Jiwon Oh, MD, PhD, FRCPC: Thanks, Dr Bar-Or. Along those lines, Dr Bar-Or did go over some of the processes that BTK inhibitors may help with MS, but how could they potentially address the unmet needs that we currently have clinically?
Gavin Giovannoni, MBBCh, PhD, FCP, FRCP, FRCPath: Over the last 10 years, we've realized that suppressing focal inflammatory activity is not sufficient to control MS, so people who are free of relapses in MRI activity often get worse. The process that driveswhat I refer to as small ring MS, often CNS related, and inside the CNS compartment, is a B cell population, and because of the current monoclonal antibody or the antiCD20s don't get in, the advantage is the BTKis will get in and potentially inhibit the CNS B cell compartment.
The other one that Dr Bar-Or referred to is the microglial response. We know that microglia in the chronic active lesions may be driving, worsening, be it perivascular rim lesions or slowly expanding lesions, and inhibiting those microglia may actually impact on the small ring pathology.
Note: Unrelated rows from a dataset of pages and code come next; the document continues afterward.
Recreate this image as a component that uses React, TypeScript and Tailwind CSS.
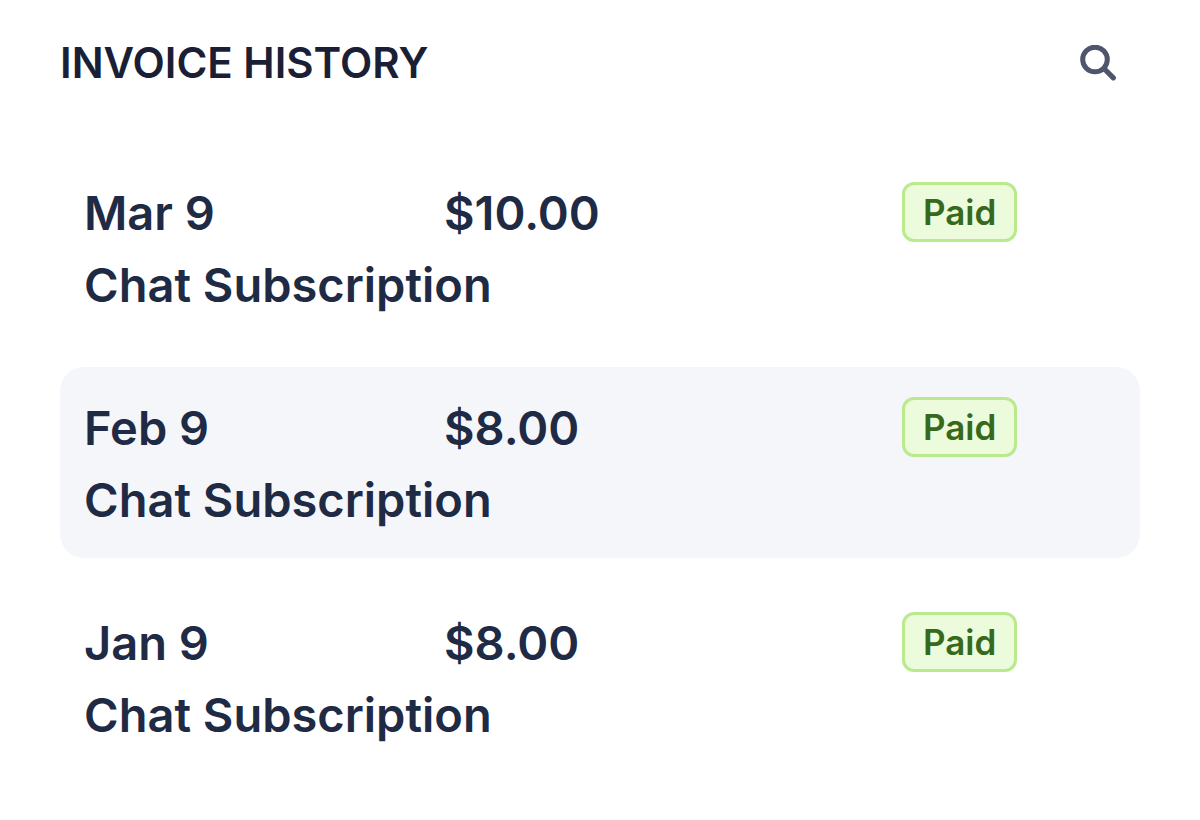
const invoices = [
  { date: "Mar 9", amount: "$10.00", status: "Paid", item: "Chat Subscription", active: false },
  { date: "Feb 9", amount: "$8.00", status: "Paid", item: "Chat Subscription", active: true },
  { date: "Jan 9", amount: "$8.00", status: "Paid", item: "Chat Subscription", active: false },
];

export default function App() {
  return (
    <main className="min-h-screen bg-white px-[60px] pt-[31px] font-['Inter',sans-serif] text-[#1f2a44]">
      <header className="flex items-center justify-between pr-6">
        <h1 className="text-[42px] leading-[64px] font-semibold text-[#1a1f36]">INVOICE HISTORY</h1>
        <button type="button" aria-label="Search invoices" className="text-[#4f566b]">
          <svg className="size-9" viewBox="0 0 36 36" fill="none" stroke="currentColor" strokeLinecap="round">
            <circle cx="15" cy="14.5" r="12.3" strokeWidth="5" />
            <path d="M24 23.5L33.3 32.8" strokeWidth="5.2" />
          </svg>
        </button>
      </header>
      <ul className="mt-[57px] flex flex-col gap-6">
        {invoices.map((invoice) => (
          <li
            key={invoice.date}
            className={`rounded-3xl pt-[25px] pb-[22px] text-[47px] leading-[72px] font-semibold ${invoice.active ? "bg-[#f4f6fa]" : ""}`}
          >
            <div className="grid grid-cols-3 items-center">
              <span className="pl-6">{invoice.date}</span>
              <span className="pl-6">{invoice.amount}</span>
              <span className="-mt-0.5 ml-[122px] justify-self-start rounded-xl border-3 border-[#b9ea8c] bg-[#ebfbdc] px-[18px] text-[35px] leading-[54px] text-[#37691d]">
                {invoice.status}
              </span>
            </div>
            <p className="pl-6">{invoice.item}</p>
          </li>
        ))}
      </ul>
    </main>
  );
}
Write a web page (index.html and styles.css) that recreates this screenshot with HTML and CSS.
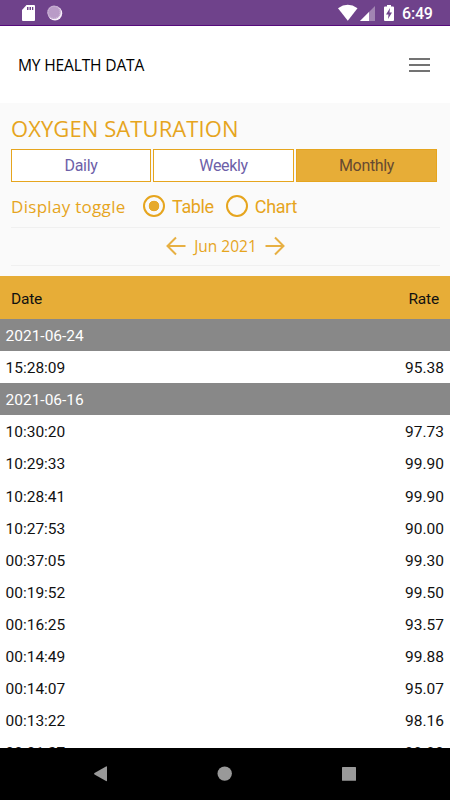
FILE: index.html
```html
<!DOCTYPE html>
<html lang="en">
<head>
<meta charset="utf-8">
<title>My Health Data</title>
<link rel="stylesheet" href="styles.css">
</head>
<body>
<div class="status">
  <svg class="status-icons" width="80" height="25" viewBox="0 0 80 25">
    <path d="M26.500 5H34q1 0 1 1v14q0 1-1 1H23q-1 0-1-1V10z" fill="#fff"/>
    <path d="M27 7h1.500v3H27zM29.500 7H31v3h-1.500zM32 7h1.300v3H32z" fill="#6f428b"/>
    <circle cx="55" cy="13.300" r="7.200" fill="#f7effa"/>
    <circle cx="54" cy="12.300" r="6.700" fill="#b99bc7"/>
    <circle cx="54" cy="12.300" r="6" fill="none" stroke="#d7c4df" stroke-dasharray="1 1"/>
  </svg>
  <svg class="status-icons" width="60" height="25" viewBox="337 0 60 25">
    <path d="M338 8.200Q347.800 1.500 357.500 8.200L347.800 20.800z" fill="#fff"/>
    <path d="M375 6v15h-15z" fill="#a184b2"/>
    <path d="M369 12v9h-9z" fill="#fff"/>
    <path d="M387 5h4v1.500h2q1 0 1 1V20q0 1-1 1h-8q-1 0-1-1V7.500q0-1 1-1h2z" fill="#fff"/>
    <path d="M390 8l-4 6.500h2.500L388 19l4-6.500h-2.500z" fill="#6f428b"/>
  </svg>
  <span class="clock">6:49</span>
</div>
<header class="header">
  <h1>MY HEALTH DATA</h1>
  <div class="menu"><i></i><i></i><i></i></div>
</header>
<main class="panel">
  <h2>OXYGEN SATURATION</h2>
  <div class="tabs"><div class="tab">Daily</div><div class="tab">Weekly</div><div class="tab active">Monthly</div></div>
  <div class="toggle">
    <span class="toggle-label">Display toggle</span>
    <span class="radio checked"></span><span class="option">Table</span>
    <span class="radio"></span><span class="option">Chart</span>
  </div>
  <div class="month">
    <svg width="20" height="20" viewBox="0 0 20 20"><path d="M19.500 10H2M10 1.500L1.500 10L10 18.500"/></svg>
    <span>Jun 2021</span>
    <svg width="20" height="20" viewBox="0 0 20 20"><path d="M.5 10h17.500M10 1.500L18.500 10L10 18.500"/></svg>
  </div>
</main>
<section class="table">
  <div class="thead"><span>Date</span><span>Rate</span></div>
  <div class="row day"><span>2021-06-24</span></div>
  <div class="row"><span>15:28:09</span><span>95.38</span></div>
  <div class="row day"><span>2021-06-16</span></div>
  <div class="row"><span>10:30:20</span><span>97.73</span></div>
  <div class="row"><span>10:29:33</span><span>99.90</span></div>
  <div class="row"><span>10:28:41</span><span>99.90</span></div>
  <div class="row"><span>10:27:53</span><span>90.00</span></div>
  <div class="row"><span>00:37:05</span><span>99.30</span></div>
  <div class="row"><span>00:19:52</span><span>99.50</span></div>
  <div class="row"><span>00:16:25</span><span>93.57</span></div>
  <div class="row"><span>00:14:49</span><span>99.88</span></div>
  <div class="row"><span>00:14:07</span><span>95.07</span></div>
  <div class="row"><span>00:13:22</span><span>98.16</span></div>
  <div class="row"><span>00:01:27</span><span>99.90</span></div>
</section>
<nav class="nav">
  <svg width="450" height="52" viewBox="0 748 450 52" fill="#999">
    <path d="M106 766.500q1-.5 1 .5v13.500q0 1-1 .5l-11.500-6.600q-1-.7 0-1.300z"/>
    <circle cx="224.700" cy="773.600" r="7.200"/>
    <rect x="342" y="767" width="14" height="13.800" rx=".5"/>
  </svg>
</nav>
</body>
</html>
```

FILE: styles.css
```css
* { box-sizing: border-box; }
body {
  margin: 0;
  width: 450px;
  height: 800px;
  display: flex;
  flex-direction: column;
  overflow: hidden;
  background: #fff;
  font-family: Roboto, sans-serif;
}
h1, h2 { margin: 0; }
.status {
  height: 26px;
  flex: none;
  display: flex;
  background: #6f428b;
  border-bottom: 1px solid #560a7c;
  color: #fff;
}
.status-icons { display: block; flex: none; }
.status-icons + .status-icons { margin-left: 257px; }
.clock {
  margin-left: 5px;
  font: 500 16px/28px Roboto, sans-serif;
  letter-spacing: -0.2px;
}
.header {
  height: 77px;
  flex: none;
  display: flex;
  align-items: center;
  justify-content: space-between;
  padding: 0 20px 0 18px;
}
h1 {
  font: 500 15.600px/24px "Open Sans", sans-serif;
  letter-spacing: -0.18px;
  color: #000;
}
.menu { display: grid; gap: 4px; width: 21px; }
.menu i { height: 2px; background: #737373; }
.panel {
  height: 173px;
  flex: none;
  padding: 10px 11px 0;
  background: #fafafa;
  color: #e6a51e;
}
h2 {
  height: 36px;
  font: 400 22px/31px "Open Sans", sans-serif;
  letter-spacing: 0.08px;
  white-space: nowrap;
}
.tabs {
  display: grid;
  grid-template-columns: 140px 141px 141px;
  gap: 2px;
  height: 32px;
}
.tab {
  border: 1px solid #e6a51e;
  background: #fff;
  color: #6d60a8;
  font-size: 16px;
  letter-spacing: -0.35px;
  line-height: 31px;
  text-align: center;
}
.active { background: #e7ad37; color: #664a31; }
.toggle {
  height: 47px;
  margin-right: -1px;
  display: flex;
  align-items: center;
  padding-top: 4px;
  border-bottom: 1px solid #f0f0f0;
}
.toggle-label {
  width: 132px;
  padding-top: 1px;
  font: 17px/24px "Open Sans", sans-serif;
  letter-spacing: 0.3px;
}
.radio {
  width: 22px;
  height: 22px;
  border: 2px solid #e6a51e;
  border-radius: 50%;
}
.checked { background: radial-gradient(circle, #e6a92c 5px, transparent 5.600px); }
.option { margin: 2px 12px 0 7px; font-size: 18px; line-height: 24px; letter-spacing: -0.35px; }
.month {
  height: 38px;
  margin-right: -1px;
  display: flex;
  align-items: center;
  justify-content: center;
  gap: 8px;
  padding-bottom: 2px;
  border-bottom: 1px solid #f0f0f0;
  font: 15.500px/24px "Open Sans", sans-serif;
}
.month svg { fill: none; stroke: #e7b043; stroke-width: 2; }
.table {
  height: 472px;
  flex: none;
  overflow: hidden;
  font-size: 15.500px;
  color: #111;
}
.thead {
  height: 43px;
  display: flex;
  align-items: center;
  justify-content: space-between;
  padding: 2px 11px 0;
  background: #e7ad37;
  letter-spacing: -0.2px;
}
.row {
  height: 32.100px;
  display: flex;
  align-items: center;
  justify-content: space-between;
  padding: 2px 6px 0 5.500px;
}
.day { background: #888; color: #fff; }
.nav { height: 52px; flex: none; background: #000; }
.nav svg { display: block; }
```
There are 2 potential targets within the central nervous system.
The third one is Epstein-Barr virus [EBV], as you're probably aware; it looks like it plays a role, and it may be persistent infection that's driving it, and latent EBV infection requires BTK, one of the latent membrane protein 2 signals for BTK, and we know that the oncology ones are very potent EBV agents, so this may be another potential mechanism of action as it inhibits EBV infected memory B cells in the latent phase. There are quite a few potential targets at BTK inhibitors addressing, which makes it an interesting class of therapy.
Jiwon Oh, MD, PhD, FRCPC: Thanks Dr Giovannoni. Theoretically, there are some potential avenues by which BTK inhibitors can address some of the unmet clinical needs that we have. This is why they're being evaluated so extensively in the MS field.